- **What the task requires**:
Using the listing below, report all lines holding the word "screenshot".

- **Supplied information**:
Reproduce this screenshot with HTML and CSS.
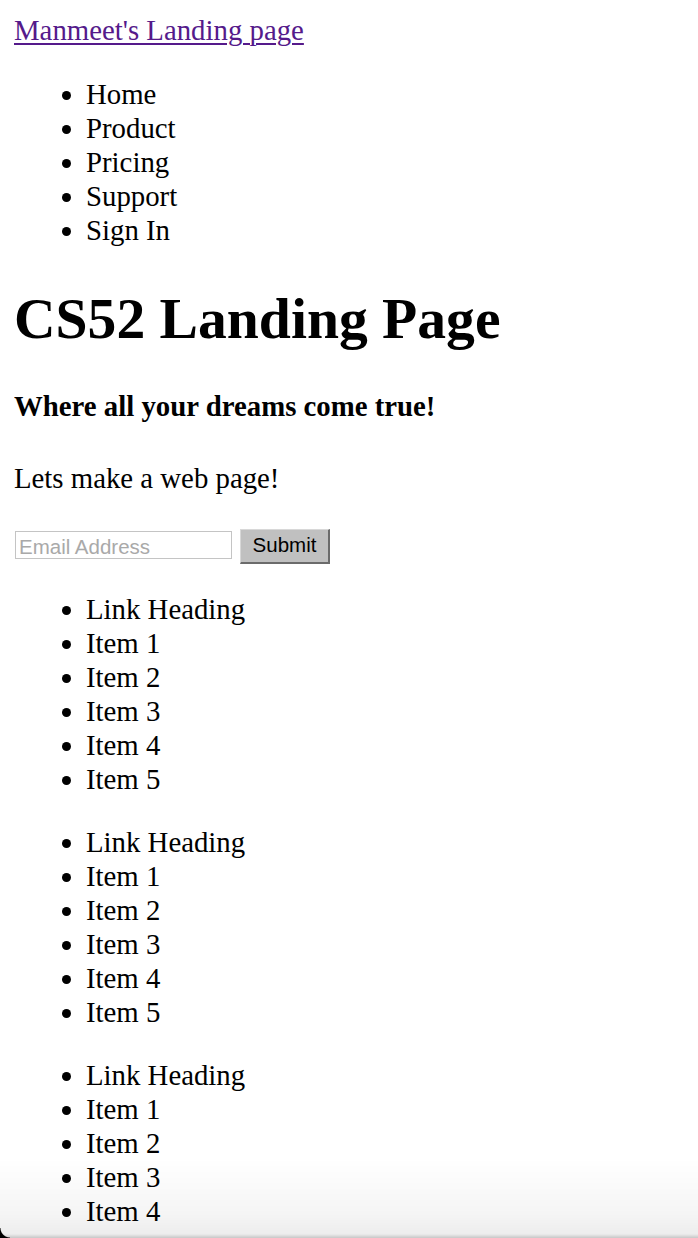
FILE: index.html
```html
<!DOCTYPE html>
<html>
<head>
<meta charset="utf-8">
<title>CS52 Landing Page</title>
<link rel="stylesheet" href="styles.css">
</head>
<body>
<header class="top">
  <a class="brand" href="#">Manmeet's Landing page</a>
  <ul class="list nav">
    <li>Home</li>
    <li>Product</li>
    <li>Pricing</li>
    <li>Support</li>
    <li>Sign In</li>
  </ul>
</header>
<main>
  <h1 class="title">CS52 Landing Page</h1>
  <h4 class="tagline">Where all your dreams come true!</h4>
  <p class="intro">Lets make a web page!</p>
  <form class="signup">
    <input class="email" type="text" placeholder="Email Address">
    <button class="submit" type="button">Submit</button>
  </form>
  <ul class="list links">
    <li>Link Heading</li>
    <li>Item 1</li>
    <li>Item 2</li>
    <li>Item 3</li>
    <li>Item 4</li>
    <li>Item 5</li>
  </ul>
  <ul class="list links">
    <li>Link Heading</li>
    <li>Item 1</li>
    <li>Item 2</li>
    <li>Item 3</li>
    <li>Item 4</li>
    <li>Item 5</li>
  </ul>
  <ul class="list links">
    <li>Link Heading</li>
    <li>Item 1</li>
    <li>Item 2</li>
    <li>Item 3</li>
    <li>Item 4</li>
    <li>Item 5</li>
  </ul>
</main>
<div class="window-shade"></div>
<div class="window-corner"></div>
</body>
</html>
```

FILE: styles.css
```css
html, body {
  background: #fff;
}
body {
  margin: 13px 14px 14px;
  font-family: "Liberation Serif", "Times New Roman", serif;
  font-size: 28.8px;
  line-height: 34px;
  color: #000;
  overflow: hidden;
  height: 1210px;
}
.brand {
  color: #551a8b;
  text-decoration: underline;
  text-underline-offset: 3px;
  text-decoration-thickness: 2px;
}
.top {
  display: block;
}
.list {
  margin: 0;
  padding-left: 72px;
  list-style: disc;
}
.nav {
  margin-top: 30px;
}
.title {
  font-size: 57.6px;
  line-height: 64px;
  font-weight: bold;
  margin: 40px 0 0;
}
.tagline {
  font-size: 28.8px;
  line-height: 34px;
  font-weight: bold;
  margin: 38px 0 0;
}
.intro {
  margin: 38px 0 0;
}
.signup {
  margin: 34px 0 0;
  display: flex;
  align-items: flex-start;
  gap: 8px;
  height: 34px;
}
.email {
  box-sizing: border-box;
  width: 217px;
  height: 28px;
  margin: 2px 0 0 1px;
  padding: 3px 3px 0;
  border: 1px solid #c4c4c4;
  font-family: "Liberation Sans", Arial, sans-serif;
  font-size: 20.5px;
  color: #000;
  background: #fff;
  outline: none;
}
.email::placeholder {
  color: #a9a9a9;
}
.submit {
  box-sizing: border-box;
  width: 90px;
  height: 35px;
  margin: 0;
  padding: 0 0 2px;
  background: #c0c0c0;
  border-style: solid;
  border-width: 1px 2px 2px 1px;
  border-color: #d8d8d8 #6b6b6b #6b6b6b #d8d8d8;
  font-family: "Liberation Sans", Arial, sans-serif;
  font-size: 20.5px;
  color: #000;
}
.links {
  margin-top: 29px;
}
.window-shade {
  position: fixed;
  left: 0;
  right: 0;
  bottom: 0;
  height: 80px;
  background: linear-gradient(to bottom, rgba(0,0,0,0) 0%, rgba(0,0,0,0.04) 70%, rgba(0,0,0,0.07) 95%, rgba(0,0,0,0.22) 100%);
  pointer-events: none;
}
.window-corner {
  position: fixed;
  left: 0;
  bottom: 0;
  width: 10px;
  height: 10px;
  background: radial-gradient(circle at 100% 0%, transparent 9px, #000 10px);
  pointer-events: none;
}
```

--

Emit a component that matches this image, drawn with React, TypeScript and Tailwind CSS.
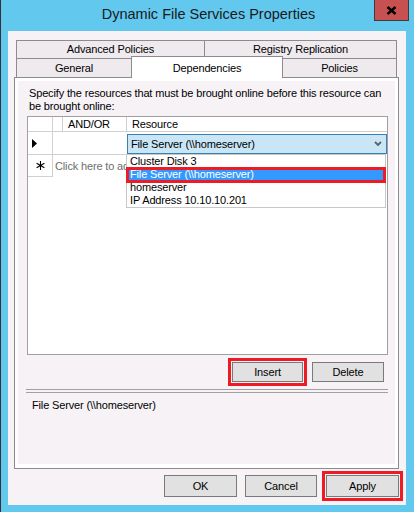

==

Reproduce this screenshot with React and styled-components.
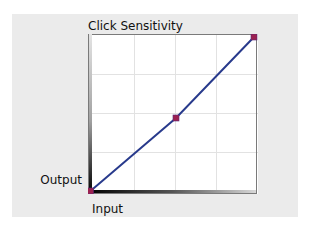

- **Result for this task**:
Reproduce this screenshot with HTML and CSS.
Reproduce this screenshot with React and styled-components.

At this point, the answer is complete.